Now down to a duo – founding member Tom left last year for “personal reasons” – SITD mark their twenty-fifth year as a active band with their first new material since Stunde X in 2019. The new song – that apparently is about the Brieselanger Licht, a light phenomena in a Brandenburg forest – continues the band’s longstanding ability to write mid-paced electro-industrial anthems. Everything I’ve loved about this band since their first album is still present and correct: heavy, bone-shaking beats, those melodic synth hooks, and songs that stick with you long after you first hear them. It’s good to have them back.


/Laibach
/The Great Seal
/Opus Dei (Remastered)


The Slovene Industrial band Laibach – much like their peers Neubauten – have now been an active band for four decades, and similarly to Neubauten, the world and environment that they originally formed in and to kick against, has irrevocably changed. So looking at pre-1990 material by Laibach in particular has to be seen through a specific lens, as they fought for their voice to be heard in post-Tito Yugoslavia (and commented on the complex history between the Slovenes and Germany and the previous Habsbury Monarchy).

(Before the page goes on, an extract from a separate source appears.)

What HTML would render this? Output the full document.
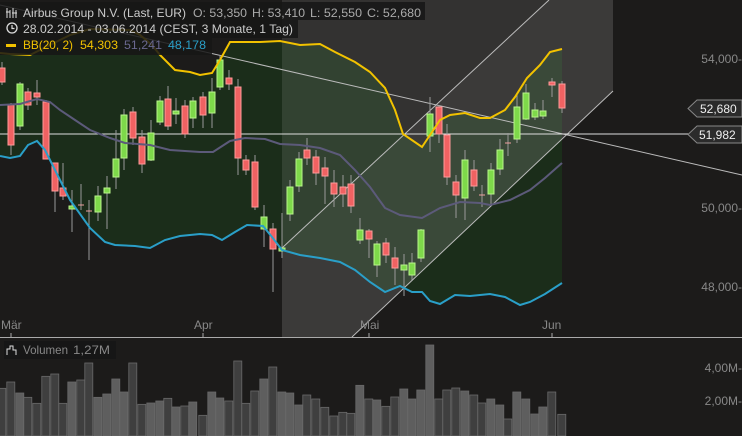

Opus Dei, though, remains probably their greatest album pre-millenium, as they began their examination of Western pop music, bringing out the barely disguised totalitarian influences in some of the music (their spectacular, military rally take on One Vision as Geburt einer Nation, for a start), but also expanding their sound to a much grander scale generally.

Apparently this – long hoped-for! – reissue has seen the band re-record parts to improve the sound, and certainly The Great Seal sounds amazing. This song, of course, is another Laibach milestone, as it is the anthem of the NSK state (the same “state in time” whose “passports” reputedly later saved the lives of a number of people escaping the wars in the former Yugoslavia), and whose lyrics are part of Churchill’s “We Shall Fight on the Beaches” speech.